Exercise objective -> Write out the data below in full, unchanged, minus the images.

-=-=-=-=-

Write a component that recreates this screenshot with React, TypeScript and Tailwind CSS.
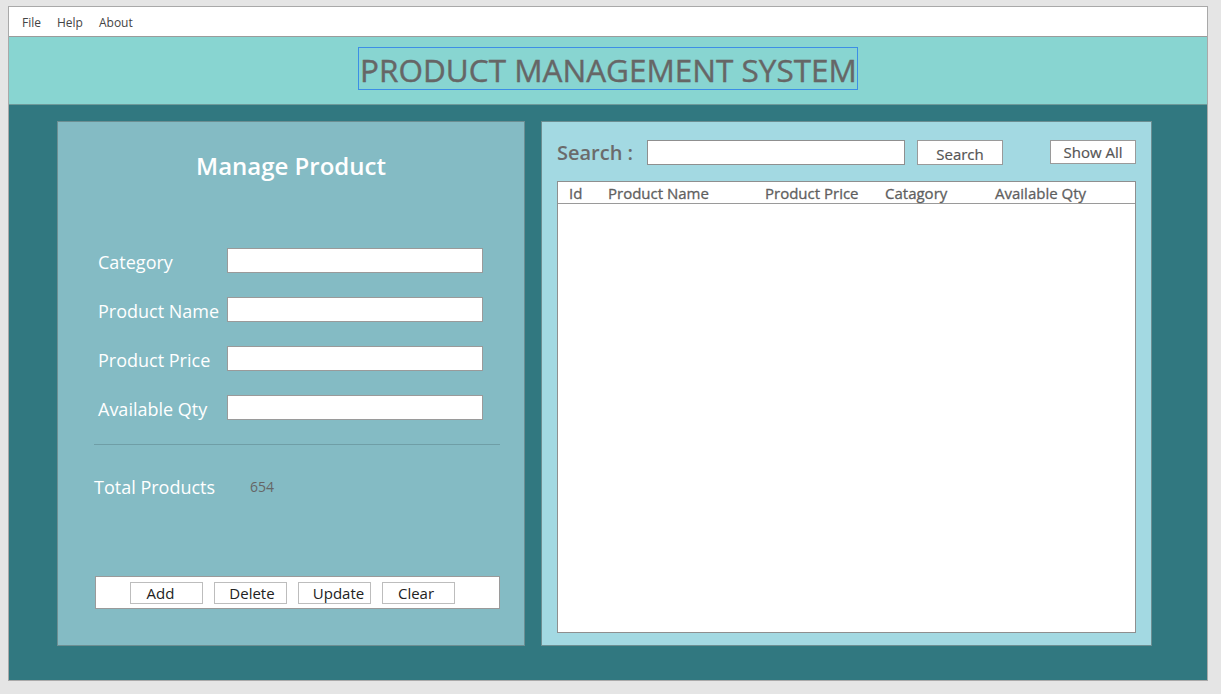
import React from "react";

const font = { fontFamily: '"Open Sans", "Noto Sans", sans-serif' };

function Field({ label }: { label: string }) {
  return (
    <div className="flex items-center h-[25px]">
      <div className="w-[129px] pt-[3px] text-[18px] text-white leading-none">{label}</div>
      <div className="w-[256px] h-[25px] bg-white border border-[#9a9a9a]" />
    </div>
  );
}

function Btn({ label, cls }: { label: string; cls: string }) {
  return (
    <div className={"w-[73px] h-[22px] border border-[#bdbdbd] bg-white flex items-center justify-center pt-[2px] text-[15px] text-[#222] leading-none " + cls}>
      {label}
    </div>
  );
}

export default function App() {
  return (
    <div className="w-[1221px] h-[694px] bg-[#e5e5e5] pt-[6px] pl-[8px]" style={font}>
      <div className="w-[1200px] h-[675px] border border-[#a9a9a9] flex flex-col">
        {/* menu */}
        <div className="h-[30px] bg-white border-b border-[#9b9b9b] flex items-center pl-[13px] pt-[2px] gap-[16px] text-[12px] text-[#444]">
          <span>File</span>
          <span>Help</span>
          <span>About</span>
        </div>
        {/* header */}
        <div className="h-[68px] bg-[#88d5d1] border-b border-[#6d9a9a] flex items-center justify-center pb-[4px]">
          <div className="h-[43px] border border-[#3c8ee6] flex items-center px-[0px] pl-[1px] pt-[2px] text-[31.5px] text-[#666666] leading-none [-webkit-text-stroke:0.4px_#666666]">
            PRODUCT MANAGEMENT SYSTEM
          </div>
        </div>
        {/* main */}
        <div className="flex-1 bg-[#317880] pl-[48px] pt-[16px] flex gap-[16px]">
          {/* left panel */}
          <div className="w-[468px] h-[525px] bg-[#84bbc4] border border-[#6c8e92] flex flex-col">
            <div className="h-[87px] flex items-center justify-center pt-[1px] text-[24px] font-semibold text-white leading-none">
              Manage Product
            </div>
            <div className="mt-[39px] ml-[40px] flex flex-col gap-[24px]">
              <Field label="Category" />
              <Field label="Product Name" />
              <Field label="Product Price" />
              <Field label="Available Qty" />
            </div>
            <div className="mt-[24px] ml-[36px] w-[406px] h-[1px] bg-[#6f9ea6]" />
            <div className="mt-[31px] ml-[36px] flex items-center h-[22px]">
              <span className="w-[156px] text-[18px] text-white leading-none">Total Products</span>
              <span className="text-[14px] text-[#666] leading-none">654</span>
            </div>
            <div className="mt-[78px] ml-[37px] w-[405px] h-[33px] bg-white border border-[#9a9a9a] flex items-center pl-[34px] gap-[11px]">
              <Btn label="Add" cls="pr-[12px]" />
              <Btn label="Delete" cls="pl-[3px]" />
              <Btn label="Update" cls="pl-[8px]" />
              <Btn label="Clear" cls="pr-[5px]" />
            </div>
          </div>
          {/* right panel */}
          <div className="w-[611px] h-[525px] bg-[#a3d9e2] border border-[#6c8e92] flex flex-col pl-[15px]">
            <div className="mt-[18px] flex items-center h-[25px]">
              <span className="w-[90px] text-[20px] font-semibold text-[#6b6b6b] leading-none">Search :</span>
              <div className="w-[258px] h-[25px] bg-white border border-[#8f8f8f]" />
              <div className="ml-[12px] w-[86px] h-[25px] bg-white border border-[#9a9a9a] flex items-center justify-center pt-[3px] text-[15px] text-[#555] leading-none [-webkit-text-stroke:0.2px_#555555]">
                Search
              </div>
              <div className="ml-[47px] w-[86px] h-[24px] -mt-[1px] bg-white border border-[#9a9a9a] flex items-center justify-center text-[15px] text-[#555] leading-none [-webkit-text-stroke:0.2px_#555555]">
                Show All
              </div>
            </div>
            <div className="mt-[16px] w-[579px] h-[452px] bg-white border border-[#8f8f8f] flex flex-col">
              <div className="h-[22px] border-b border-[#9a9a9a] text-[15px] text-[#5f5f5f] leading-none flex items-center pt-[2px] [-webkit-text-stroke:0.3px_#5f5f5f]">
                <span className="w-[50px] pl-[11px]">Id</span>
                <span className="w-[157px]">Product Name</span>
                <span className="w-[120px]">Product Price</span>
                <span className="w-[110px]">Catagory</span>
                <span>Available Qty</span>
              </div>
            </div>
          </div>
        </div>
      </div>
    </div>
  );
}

-=-=-=-=-

Response to the task ->
Write a component that recreates this screenshot with React, TypeScript and Tailwind CSS.
import React from "react";

const font = { fontFamily: '"Open Sans", "Noto Sans", sans-serif' };

function Field({ label }: { label: string }) {
  return (
    <div className="flex items-center h-[25px]">
      <div className="w-[129px] pt-[3px] text-[18px] text-white leading-none">{label}</div>
      <div className="w-[256px] h-[25px] bg-white border border-[#9a9a9a]" />
    </div>
  );
}

function Btn({ label, cls }: { label: string; cls: string }) {
  return (
    <div className={"w-[73px] h-[22px] border border-[#bdbdbd] bg-white flex items-center justify-center pt-[2px] text-[15px] text-[#222] leading-none " + cls}>
      {label}
    </div>
  );
}

export default function App() {
  return (
    <div className="w-[1221px] h-[694px] bg-[#e5e5e5] pt-[6px] pl-[8px]" style={font}>
      <div className="w-[1200px] h-[675px] border border-[#a9a9a9] flex flex-col">
        {/* menu */}
        <div className="h-[30px] bg-white border-b border-[#9b9b9b] flex items-center pl-[13px] pt-[2px] gap-[16px] text-[12px] text-[#444]">
          <span>File</span>
          <span>Help</span>
          <span>About</span>
        </div>
        {/* header */}
        <div className="h-[68px] bg-[#88d5d1] border-b border-[#6d9a9a] flex items-center justify-center pb-[4px]">
          <div className="h-[43px] border border-[#3c8ee6] flex items-center px-[0px] pl-[1px] pt-[2px] text-[31.5px] text-[#666666] leading-none [-webkit-text-stroke:0.4px_#666666]">
            PRODUCT MANAGEMENT SYSTEM
          </div>
        </div>
        {/* main */}
        <div className="flex-1 bg-[#317880] pl-[48px] pt-[16px] flex gap-[16px]">
          {/* left panel */}
          <div className="w-[468px] h-[525px] bg-[#84bbc4] border border-[#6c8e92] flex flex-col">
            <div className="h-[87px] flex items-center justify-center pt-[1px] text-[24px] font-semibold text-white leading-none">
              Manage Product
            </div>
            <div className="mt-[39px] ml-[40px] flex flex-col gap-[24px]">
              <Field label="Category" />
              <Field label="Product Name" />
              <Field label="Product Price" />
              <Field label="Available Qty" />
            </div>
            <div className="mt-[24px] ml-[36px] w-[406px] h-[1px] bg-[#6f9ea6]" />
            <div className="mt-[31px] ml-[36px] flex items-center h-[22px]">
              <span className="w-[156px] text-[18px] text-white leading-none">Total Products</span>
              <span className="text-[14px] text-[#666] leading-none">654</span>
            </div>
            <div className="mt-[78px] ml-[37px] w-[405px] h-[33px] bg-white border border-[#9a9a9a] flex items-center pl-[34px] gap-[11px]">
              <Btn label="Add" cls="pr-[12px]" />
              <Btn label="Delete" cls="pl-[3px]" />
              <Btn label="Update" cls="pl-[8px]" />
              <Btn label="Clear" cls="pr-[5px]" />
            </div>
          </div>
          {/* right panel */}
          <div className="w-[611px] h-[525px] bg-[#a3d9e2] border border-[#6c8e92] flex flex-col pl-[15px]">
            <div className="mt-[18px] flex items-center h-[25px]">
              <span className="w-[90px] text-[20px] font-semibold text-[#6b6b6b] leading-none">Search :</span>
              <div className="w-[258px] h-[25px] bg-white border border-[#8f8f8f]" />
              <div className="ml-[12px] w-[86px] h-[25px] bg-white border border-[#9a9a9a] flex items-center justify-center pt-[3px] text-[15px] text-[#555] leading-none [-webkit-text-stroke:0.2px_#555555]">
                Search
              </div>
              <div className="ml-[47px] w-[86px] h-[24px] -mt-[1px] bg-white border border-[#9a9a9a] flex items-center justify-center text-[15px] text-[#555] leading-none [-webkit-text-stroke:0.2px_#555555]">
                Show All
              </div>
            </div>
            <div className="mt-[16px] w-[579px] h-[452px] bg-white border border-[#8f8f8f] flex flex-col">
              <div className="h-[22px] border-b border-[#9a9a9a] text-[15px] text-[#5f5f5f] leading-none flex items-center pt-[2px] [-webkit-text-stroke:0.3px_#5f5f5f]">
                <span className="w-[50px] pl-[11px]">Id</span>
                <span className="w-[157px]">Product Name</span>
                <span className="w-[120px]">Product Price</span>
                <span className="w-[110px]">Catagory</span>
                <span>Available Qty</span>
              </div>
            </div>
          </div>
        </div>
      </div>
    </div>
  );
}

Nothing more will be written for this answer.